▶ Job: Keep only the lines of the data below that contain "React", and copy them.
++++++++++
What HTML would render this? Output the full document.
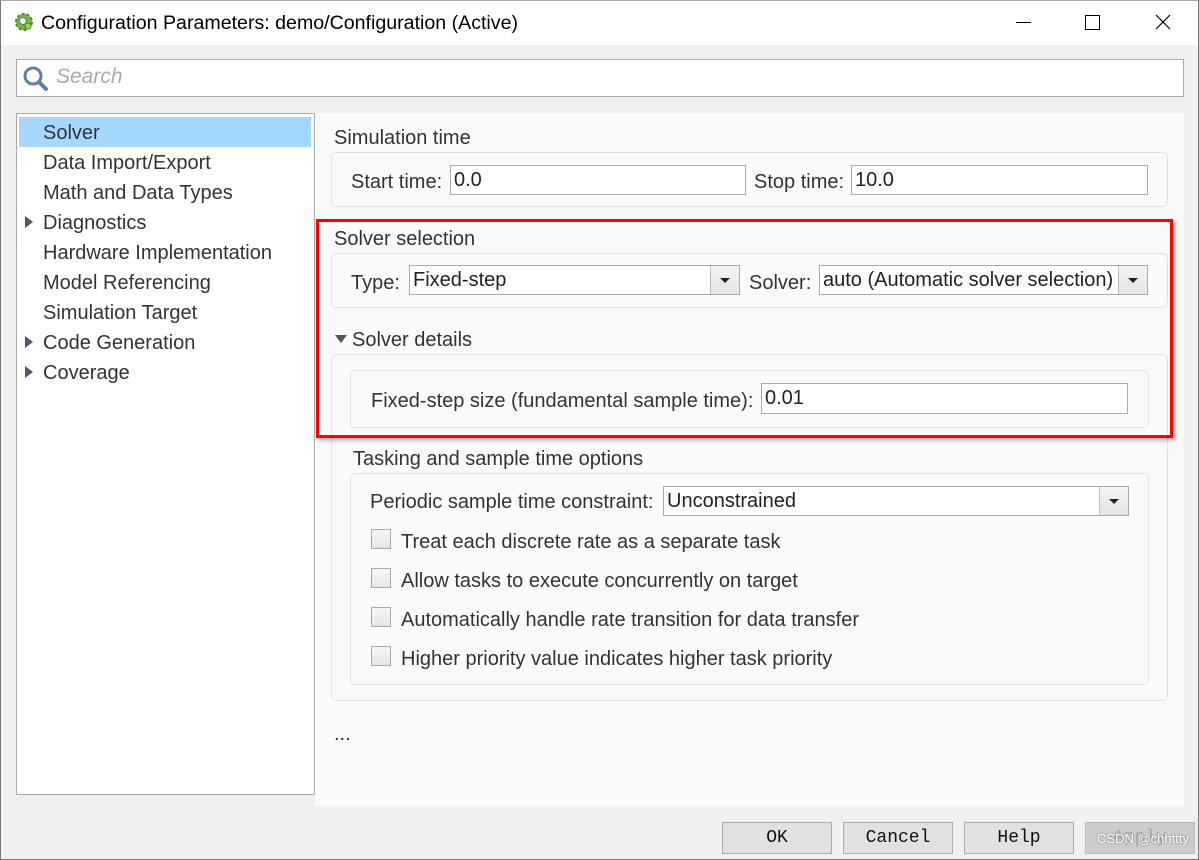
<!DOCTYPE html>
<html><head><meta charset="utf-8"><style>
*{margin:0;padding:0;box-sizing:border-box}
body{width:1199px;height:860px;overflow:hidden;background:#f0f0f0;font-family:"Liberation Sans",sans-serif;color:#333;position:relative}
.a{position:absolute}
.t{position:absolute;font-size:20px;line-height:22px;white-space:nowrap;color:#333}
.box{position:absolute;border:1px solid #e2e2e2;border-radius:5px;background:#fafafa}
.in{position:absolute;background:#fff;border:1px solid #aaa;font-size:20px;line-height:28px;padding-left:3px;color:#222;white-space:nowrap;overflow:hidden}
.dd{position:absolute;right:0;top:0;bottom:0;width:29px;border-left:1px solid #bbb;background:linear-gradient(#f4f4f4,#e4e4e4)}
.dd:after{content:"";position:absolute;left:9px;top:12px;border-left:5px solid transparent;border-right:5px solid transparent;border-top:5px solid #222}
.cb{position:absolute;width:20px;height:20px;border:1px solid #aaa;background:linear-gradient(#f6f6f6,#e6e6e6)}
.tri{position:absolute;border-top:6px solid transparent;border-bottom:6px solid transparent;border-left:8px solid #4a5a6a}
.btn{position:absolute;top:822px;height:32px;width:110px;border:1px solid #adadad;background:#e1e1e1;font-family:"Liberation Mono",monospace;font-size:18px;text-align:center;line-height:30px;color:#111}
</style></head><body>
<div class="a" style="left:0;top:0;width:1199px;height:45px;background:#fff"></div>
<svg class="a" style="left:13px;top:11px" width="22" height="22" viewBox="0 0 22 22"><circle cx="11" cy="11" r="8" fill="#7ab648" stroke="#4f8a2a" stroke-width="2" stroke-dasharray="3 2"/><circle cx="10" cy="10" r="3.5" fill="#fff" stroke="#4f8a2a"/><circle cx="15" cy="15" r="3" fill="#9cd06a" stroke="#4f8a2a"/></svg>
<div class="t" style="left:41px;top:12px;font-size:19.6px;color:#000">Configuration Parameters: demo/Configuration (Active)</div>
<div class="a" style="left:1016px;top:22px;width:15px;height:1px;background:#000"></div>
<div class="a" style="left:1085px;top:15px;width:15px;height:15px;border:1px solid #000"></div>
<svg class="a" style="left:1155px;top:14px" width="16" height="16"><path d="M1 1L15 15M15 1L1 15" stroke="#000" stroke-width="1.2"/></svg>

<div class="a" style="left:16px;top:59px;width:1168px;height:38px;background:#fff;border:1px solid #aaa"></div>
<svg class="a" style="left:21px;top:64px" width="28" height="28"><circle cx="12" cy="12" r="8" fill="none" stroke="#5b7fa6" stroke-width="3"/><path d="M18 18L25 25" stroke="#5b7fa6" stroke-width="4" stroke-linecap="round"/></svg>
<div class="t" style="left:56px;top:66px;font-style:italic;color:#aaa;font-size:21px">Search</div>

<div class="a" style="left:16px;top:113px;width:299px;height:682px;background:#fff;border:1px solid #aaa"></div>
<div class="a" style="left:19px;top:117px;width:292px;height:30px;background:#a5d8ff"></div>
<div class="t" style="left:43px;top:122px">Solver</div>
<div class="t" style="left:43px;top:152px">Data Import/Export</div>
<div class="t" style="left:43px;top:182px">Math and Data Types</div>
<div class="tri" style="left:25px;top:216px"></div><div class="t" style="left:43px;top:212px">Diagnostics</div>
<div class="t" style="left:43px;top:242px">Hardware Implementation</div>
<div class="t" style="left:43px;top:272px">Model Referencing</div>
<div class="t" style="left:43px;top:302px">Simulation Target</div>
<div class="tri" style="left:25px;top:336px"></div><div class="t" style="left:43px;top:332px">Code Generation</div>
<div class="tri" style="left:25px;top:366px"></div><div class="t" style="left:43px;top:362px">Coverage</div>

<div class="a" style="left:315px;top:113px;width:869px;height:693px;background:#fafafa"></div>
<div class="t" style="left:334px;top:127px">Simulation time</div>
<div class="box" style="left:331px;top:152px;width:837px;height:55px"></div>
<div class="t" style="left:351px;top:171px">Start time:</div>
<div class="in" style="left:450px;top:165px;width:296px;height:30px;line-height:29px">0.0</div>
<div class="t" style="left:754px;top:171px">Stop time:</div>
<div class="in" style="left:851px;top:165px;width:297px;height:30px;line-height:29px">10.0</div>

<div class="t" style="left:334px;top:228px">Solver selection</div>
<div class="box" style="left:331px;top:253px;width:837px;height:55px"></div>
<div class="t" style="left:351px;top:272px">Type:</div>
<div class="in" style="left:409px;top:265px;width:331px;height:30px">Fixed-step<div class="dd"></div></div>
<div class="t" style="left:749px;top:272px">Solver:</div>
<div class="in" style="left:819px;top:265px;width:329px;height:30px">auto (Automatic solver selection)<div class="dd"></div></div>

<div class="a" style="left:335px;top:335px;border-left:6px solid transparent;border-right:6px solid transparent;border-top:8px solid #555"></div>
<div class="t" style="left:352px;top:329px">Solver details</div>
<div class="box" style="left:331px;top:354px;width:837px;height:347px"></div>
<div class="box" style="left:350px;top:370px;width:799px;height:58px"></div>
<div class="t" style="left:371px;top:390px">Fixed-step size (fundamental sample time):</div>
<div class="in" style="left:761px;top:383px;width:367px;height:31px">0.01</div>

<div class="t" style="left:353px;top:448px">Tasking and sample time options</div>
<div class="box" style="left:350px;top:473px;width:799px;height:212px"></div>
<div class="t" style="left:370px;top:491px">Periodic sample time constraint:</div>
<div class="in" style="left:663px;top:486px;width:466px;height:30px">Unconstrained<div class="dd"></div></div>
<div class="cb" style="left:371px;top:529px"></div><div class="t" style="left:401px;top:531px">Treat each discrete rate as a separate task</div>
<div class="cb" style="left:371px;top:568px"></div><div class="t" style="left:401px;top:570px">Allow tasks to execute concurrently on target</div>
<div class="cb" style="left:371px;top:607px"></div><div class="t" style="left:401px;top:609px">Automatically handle rate transition for data transfer</div>
<div class="cb" style="left:371px;top:646px"></div><div class="t" style="left:401px;top:648px">Higher priority value indicates higher task priority</div>
<div class="t" style="left:334px;top:723px">...</div>

<div class="a" style="left:316px;top:219px;width:857px;height:219px;border:3px solid #f00;box-shadow:2px 2px 4px rgba(0,0,0,.35)"></div>

<div class="btn" style="left:722px">OK</div>
<div class="btn" style="left:843px">Cancel</div>
<div class="btn" style="left:964px">Help</div>
<div class="btn" style="left:1085px;background:#ccc;border-color:#bbb;color:#aaa">Apply</div>
<div class="a" style="left:1097px;top:831px;font-size:13px;color:#fff;text-shadow:0 0 2px #666">CSDN @chhttty</div>
<div class="a" style="left:0;top:0;width:1199px;height:860px;border:1px solid #777;border-top-color:#aaa"></div>
</body></html>
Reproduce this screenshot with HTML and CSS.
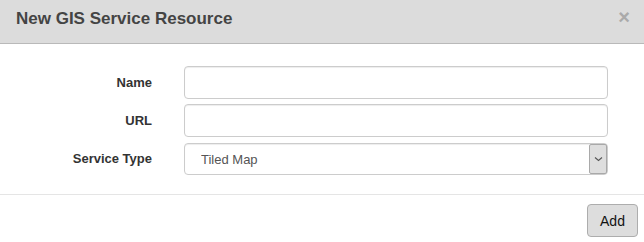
FILE: index.html
```html
<!DOCTYPE html>
<html lang="en">
<head>
    <meta charset="UTF-8">
    <meta name="viewport" content="width=device-width, initial-scale=1.0">
    <title>New GIS Service Resource</title>
    <link rel="stylesheet" href="styles.css">
</head>
<body>
    <div class="modal">
        <div class="modal-header">
            <h2>New GIS Service Resource</h2>
            <button class="close-btn" type="button">&times;</button>
        </div>

        <form class="modal-body">
            <label class="form-label" for="name">Name</label>
            <input class="form-input" type="text" id="name">

            <label class="form-label" for="url">URL</label>
            <input class="form-input" type="text" id="url">

            <label class="form-label" for="type">Service Type</label>
            <div class="select-wrap">
                <select class="form-input form-select" id="type">
                    <option>Tiled Map</option>
                    <option>Dynamic Map</option>
                    <option>Feature Layer</option>
                </select>
                <span class="select-arrow">
                    <svg width="9" height="6" viewBox="0 0 9 6"><path d="M1 1.5 L4.5 4.5 L8 1.5" fill="none" stroke="#555" stroke-width="1.1"/></svg>
                </span>
            </div>
        </form>

        <div class="modal-footer">
            <button class="add-btn" type="button">Add</button>
        </div>
    </div>
</body>
</html>
```

FILE: styles.css
```css
body {
    font-family: "Liberation Sans", Arial, sans-serif;
    margin: 0;
    background-color: white;
}
.modal {
    width: 644px;
    height: 242px;
    overflow: hidden;
}
.modal-header {
    display: flex;
    justify-content: space-between;
    align-items: center;
    box-sizing: border-box;
    height: 44px;
    padding: 0 14px 5px 16px;
    background-color: #dcdcdc;
    border-bottom: 1px solid #b9b9b9;
}
.modal-header h2 {
    margin: 0;
    font-size: 17px;
    font-weight: bold;
    color: #444;
}
.close-btn {
    padding: 0;
    border: none;
    background: none;
    font-family: "Liberation Sans", Arial, sans-serif;
    font-size: 20px;
    font-weight: bold;
    line-height: 1;
    color: #aaa;
    margin-top: -4px;
    cursor: pointer;
}
.modal-body {
    display: grid;
    grid-template-columns: 152px 424px;
    column-gap: 32px;
    row-gap: 5px;
    align-items: center;
    margin: 0;
    padding: 22px 0 19px 0;
    border-bottom: 1px solid #e5e5e5;
}
.form-label {
    text-align: right;
    font-size: 13px;
    font-weight: bold;
    color: #333;
}
.form-input {
    box-sizing: border-box;
    width: 100%;
    height: 33px;
    margin: 0;
    padding: 0 16px;
    border: 1px solid #ccc;
    border-radius: 4px;
    box-shadow: inset 0 1px 1px rgba(0,0,0,0.075);
    font-family: "Liberation Sans", Arial, sans-serif;
    font-size: 13px;
    color: #555;
    background-color: white;
}
.select-wrap {
    position: relative;
    margin-top: 1px;
}
.form-select {
    appearance: none;
    -webkit-appearance: none;
    height: 32px;
}
.select-arrow {
    position: absolute;
    top: 1px;
    right: 1px;
    bottom: 1px;
    width: 16px;
    display: flex;
    align-items: center;
    justify-content: center;
    background-color: #dedede;
    border: 1px solid #a9a9a9;
    border-radius: 2px;
    pointer-events: none;
}
.modal-footer {
    display: flex;
    justify-content: flex-end;
    padding: 9px 6px 0 0;
}
.add-btn {
    width: 51px;
    height: 33px;
    padding: 0;
    background-color: #dddddd;
    border: 1px solid #adadad;
    border-radius: 4px;
    font-family: "Liberation Sans", Arial, sans-serif;
    font-size: 14px;
    color: #111;
    cursor: pointer;
}
```
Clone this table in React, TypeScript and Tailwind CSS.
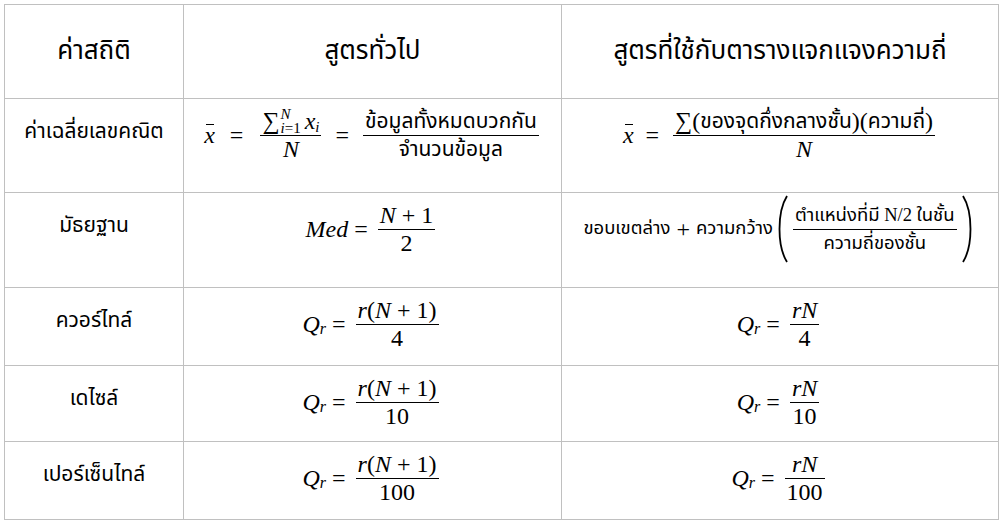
import React from "react";

const thai = { fontFamily: '"Tahoma", "Noto Sans Thai", "Noto Sans", "DejaVu Sans", sans-serif' };
const serif = { fontFamily: '"Liberation Serif", "DejaVu Serif", serif' };

function Frac({ num, den, m }: { num: React.ReactNode; den: React.ReactNode; m?: string }) {
  return (
    <span className={"inline-flex flex-col items-center " + (m ?? "mx-[4px]")}>
      <span className="flex items-end justify-center px-[2px] leading-[27px]">{num}</span>
      <span className="h-px bg-black self-stretch" />
      <span className="flex items-start justify-center px-[2px] leading-[27px]">{den}</span>
    </span>
  );
}

function I({ children }: { children: React.ReactNode }) {
  return <span className="italic">{children}</span>;
}

function Xbar() {
  return (
    <span className="relative italic inline-block">
      x
      <span className="absolute left-[2px] right-[1px] top-[7px] h-px bg-black" />
    </span>
  );
}

function Eq({ m }: { m?: string }) {
  return <span className={m ?? "mx-[6px]"}>=</span>;
}

function Qr() {
  return (
    <span className="italic">
      Q<sub className="text-[16px] relative top-[2px]">r</sub>
    </span>
  );
}

function Paren({ right }: { right?: boolean }) {
  return (
    <svg width="14" height="70" viewBox="0 0 14 70" className="mx-[2px]">
      {right ? (
        <path d="M2 2 C 12 18, 12 52, 2 68" fill="none" stroke="black" strokeWidth="1.8" />
      ) : (
        <path d="M12 2 C 2 18, 2 52, 12 68" fill="none" stroke="black" strokeWidth="1.8" />
      )}
    </svg>
  );
}

function Head({ children }: { children: React.ReactNode }) {
  return (
    <div className="bg-white flex items-center justify-center text-[26px] text-black" style={thai}>
      {children}
    </div>
  );
}

function Label({ children }: { children: React.ReactNode }) {
  return (
    <div className="bg-white flex flex-col">
      <div className="h-[66px] flex items-center justify-center text-[21px] text-black" style={thai}>
        {children}
      </div>
    </div>
  );
}

function Formula({ children }: { children: React.ReactNode }) {
  return (
    <div className="bg-white flex flex-col">
      <div className="h-[72px] flex items-center justify-center text-[24px] text-black" style={serif}>
        {children}
      </div>
    </div>
  );
}

export default function App() {
  return (
    <div className="w-[1004px] h-[524px] bg-white pt-[4px] pl-[4px]">
      <div className="grid grid-cols-[178px_377px_436px] grid-rows-[93px_93px_94px_77px_75px_77px] gap-px p-px bg-[#c0c0c0] w-fit">
        <Head>ค่าสถิติ</Head>
        <Head>สูตรทั่วไป</Head>
        <Head>สูตรที่ใช้กับตารางแจกแจงความถี่</Head>

        <Label>ค่าเฉลี่ยเลขคณิต</Label>
        <Formula>
          <Xbar />
          <Eq m="mx-[15px]" />
          <Frac
            m="mx-[2px]"
            num={
              <span className="flex items-center">
                <span className="text-[24px]">∑</span>
                <span className="inline-flex flex-col text-[15px] leading-[14px] ml-[1px]">
                  <I>N</I>
                  <span>
                    <I>i</I>=1
                  </span>
                </span>
                <span className="ml-[4px]">
                  <I>x</I>
                  <sub className="italic text-[15px]">i</sub>
                </span>
              </span>
            }
            den={<I>N</I>}
          />
          <Eq m="mx-[12px]" />
          <Frac
            m="mx-[2px]"
            num={<span style={thai} className="text-[21px]">ข้อมูลทั้งหมดบวกกัน</span>}
            den={<span style={thai} className="text-[21px]">จำนวนข้อมูล</span>}
          />
        </Formula>
        <Formula>
          <Xbar />
          <Eq m="mx-[12px]" />
          <Frac
            m="mx-[2px]"
            num={
              <span className="flex items-center">
                ∑(<span style={thai} className="text-[21px]">ของจุดกึ่งกลางชั้น</span>)(
                <span style={thai} className="text-[21px]">ความถี่</span>)
              </span>
            }
            den={<I>N</I>}
          />
        </Formula>

        <Label>มัธยฐาน</Label>
        <Formula>
          <I>Med</I>
          <Eq />
          <Frac num={<span><I>N</I> + 1</span>} den={<span>2</span>} />
        </Formula>
        <Formula>
          <span style={thai} className="text-[18.5px]">ขอบเขตล่าง</span>
          <span className="mx-[6px]">+</span>
          <span style={thai} className="text-[18.5px]">ความกว้าง</span>
          <Paren />
          <Frac
            m="mx-[2px]"
            num={
              <span className="text-[18.5px]">
                <span style={thai}>ตำแหน่งที่มี</span> N/2 <span style={thai}>ในชั้น</span>
              </span>
            }
            den={<span style={thai} className="text-[18.5px]">ความถี่ของชั้น</span>}
          />
          <Paren right />
        </Formula>

        <Label>ควอร์ไทล์</Label>
        <Formula>
          <Qr />
          <Eq />
          <Frac num={<span><I>r</I>(<I>N</I> + 1)</span>} den={<span>4</span>} />
        </Formula>
        <Formula>
          <Qr />
          <Eq />
          <Frac num={<I>rN</I>} den={<span>4</span>} />
        </Formula>

        <Label>เดไซล์</Label>
        <Formula>
          <Qr />
          <Eq />
          <Frac num={<span><I>r</I>(<I>N</I> + 1)</span>} den={<span>10</span>} />
        </Formula>
        <Formula>
          <Qr />
          <Eq />
          <Frac num={<I>rN</I>} den={<span>10</span>} />
        </Formula>

        <Label>เปอร์เซ็นไทล์</Label>
        <Formula>
          <Qr />
          <Eq />
          <Frac num={<span><I>r</I>(<I>N</I> + 1)</span>} den={<span>100</span>} />
        </Formula>
        <Formula>
          <Qr />
          <Eq />
          <Frac num={<I>rN</I>} den={<span>100</span>} />
        </Formula>
      </div>
    </div>
  );
}
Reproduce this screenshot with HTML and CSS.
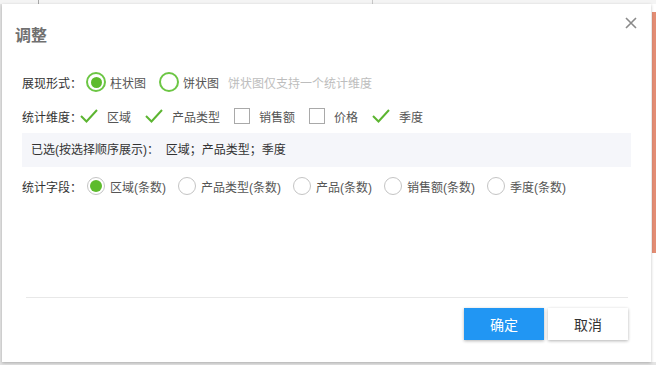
FILE: index.html
```html
<!DOCTYPE html>
<html lang="zh-CN">
<head>
<meta charset="UTF-8">
<title>调整</title>
<link rel="stylesheet" href="styles.css">
</head>
<body>

<div class="topbar"></div>

<div class="stage">
    <!-- 调整弹窗 -->
    <div class="dialog">
        <div class="dialog-header">
            <span class="dialog-title">调整</span>
            <span class="dialog-close">
                <svg width="12" height="12" viewBox="0 0 12 12"><path d="M1 1L11 11M11 1L1 11" stroke="#8a8a8a" stroke-width="1.6" fill="none"/></svg>
            </span>
        </div>

        <div class="dialog-body">
            <div class="form-row row-type">
                <span class="form-label">展现形式：</span>
                <label class="opt"><span class="radio-big checked"></span>柱状图</label>
                <label class="opt"><span class="radio-big"></span>饼状图</label>
                <span class="hint">饼状图仅支持一个统计维度</span>
            </div>

            <div class="form-row row-dim">
                <span class="form-label">统计维度：</span>
                <label class="opt-check"><svg class="tick" width="18" height="14" viewBox="0 0 18 14"><path d="M1 7L6.5 12.5L17 1" stroke="#5cb531" stroke-width="2" fill="none"/></svg>区域</label>
                <label class="opt-check"><svg class="tick" width="18" height="14" viewBox="0 0 18 14"><path d="M1 7L6.5 12.5L17 1" stroke="#5cb531" stroke-width="2" fill="none"/></svg>产品类型</label>
                <label class="opt-check"><span class="box"></span>销售额</label>
                <label class="opt-check"><span class="box"></span>价格</label>
                <label class="opt-check"><svg class="tick" width="18" height="14" viewBox="0 0 18 14"><path d="M1 7L6.5 12.5L17 1" stroke="#5cb531" stroke-width="2" fill="none"/></svg>季度</label>
            </div>

            <div class="selected-box">已选(按选择顺序展示)：&nbsp;&nbsp;区域；产品类型；季度</div>

            <div class="form-row row-field">
                <span class="form-label">统计字段：</span>
                <label class="opt-field"><span class="radio checked"></span>区域(条数)</label>
                <label class="opt-field"><span class="radio"></span>产品类型(条数)</label>
                <label class="opt-field"><span class="radio"></span>产品(条数)</label>
                <label class="opt-field"><span class="radio"></span>销售额(条数)</label>
                <label class="opt-field"><span class="radio"></span>季度(条数)</label>
            </div>
        </div>

        <div class="dialog-footer">
            <button class="btn btn-primary">确定</button>
            <button class="btn">取消</button>
        </div>
    </div>

    <div class="side">
        <div class="side-accent"></div>
    </div>
</div>

</body>
</html>
```

FILE: styles.css
```css
* {
    box-sizing: border-box;
}

body, html {
    margin: 0;
    height: 365px;
    overflow: hidden;
    background-color: #e4e4e4;
    font-family: "Liberation Sans", "Noto Sans CJK SC", sans-serif;
    font-size: 12px;
    color: #333;
}

/* 背景页面顶部 */
.topbar {
    height: 4px;
    background-color: #f4f4f4;
    background-image: linear-gradient(#a8a8a8, #a8a8a8), linear-gradient(#c8c8c8, #c8c8c8);
    background-size: 1px 4px, 1px 4px;
    background-position: 38px 0, 372px 0;
    background-repeat: no-repeat;
}

.stage {
    display: flex;
}

.side {
    width: 5px;
    height: 358px;
    background-color: #fff;
}

.side-accent {
    margin-top: 8px;
    margin-left: 1px;
    height: 241px;
    background-color: #e38d74;
}

/* 弹窗 */
.dialog {
    position: relative;
    margin-left: 2px;
    width: 649px;
    height: 358px;
    background-color: white;
    box-shadow: 0 1px 3px rgba(0, 0, 0, 0.25);
    display: flex;
    flex-direction: column;
}

.dialog-header {
    padding: 20px 0 0 13px;
    height: 44px;
}

.dialog-title {
    font-size: 16px;
    line-height: 24px;
    font-weight: bold;
    color: #707070;
}

.dialog-close {
    position: absolute;
    top: 13px;
    right: 14px;
    width: 12px;
    height: 12px;
    display: flex;
}

.dialog-body {
    flex: 1;
    padding: 19px 20px 0 20px;
}

.form-row {
    display: flex;
    align-items: center;
    height: 30px;
}

.row-dim {
    margin-top: 4px;
}

.row-field {
    margin-top: 4px;
}

.form-label {
    width: 60px;
    color: #333;
    flex-shrink: 0;
}

.opt {
    display: flex;
    align-items: center;
    color: #555;
    margin-right: 9px;
}

.radio-big {
    width: 20px;
    height: 20px;
    border: 2px solid #6cc644;
    border-radius: 50%;
    margin-left: 4px;
    margin-right: 4px;
    display: flex;
    align-items: center;
    justify-content: center;
}

.radio-big.checked::after {
    content: "";
    width: 11px;
    height: 11px;
    border-radius: 50%;
    background-color: #5dbb2c;
}

.hint {
    color: #bdbdbd;
}

.opt-check {
    display: flex;
    align-items: center;
    color: #555;
    margin-right: 14px;
}

.tick {
    margin-right: 9px;
}

.row-dim .opt-check:first-of-type {
    margin-left: -2px;
}

.box {
    width: 16px;
    height: 16px;
    border: 1px solid #a9a9a9;
    margin-right: 9px;
}

.selected-box {
    margin-top: 2px;
    height: 34px;
    line-height: 34px;
    padding-left: 9px;
    background-color: #f5f6fa;
    color: #333;
}

.opt-field {
    display: flex;
    align-items: center;
    color: #555;
    margin-right: 7px;
}

.radio {
    width: 18px;
    height: 18px;
    border: 1px solid #c4c4c4;
    border-radius: 50%;
    margin-left: 5px;
    margin-right: 5px;
    display: flex;
    align-items: center;
    justify-content: center;
}

.radio.checked::after {
    content: "";
    width: 12px;
    height: 12px;
    border-radius: 50%;
    background-color: #5dbb2c;
}

/* 底部按钮 */
.dialog-footer {
    margin: 0 23px 0 24px;
    border-top: 1px solid #e8e8e8;
    padding: 10px 0 22px;
    display: flex;
    justify-content: flex-end;
    gap: 4px;
}

.btn {
    width: 80px;
    height: 32px;
    border: none;
    background-color: white;
    color: #333;
    font-family: "Liberation Sans", "Noto Sans CJK SC", sans-serif;
    font-size: 14px;
    box-shadow: 0 1px 3px rgba(0, 0, 0, 0.3);
    cursor: pointer;
}

.btn-primary {
    background-color: #2196f3;
    color: white;
}
```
++++++++++
▶ Task solution:
Clone this table in React, TypeScript and Tailwind CSS.
import React from "react";
function Frac({ num, den, m }: { num: React.ReactNode; den: React.ReactNode; m?: string }) {
function I({ children }: { children: React.ReactNode }) {
function Head({ children }: { children: React.ReactNode }) {
function Label({ children }: { children: React.ReactNode }) {
function Formula({ children }: { children: React.ReactNode }) {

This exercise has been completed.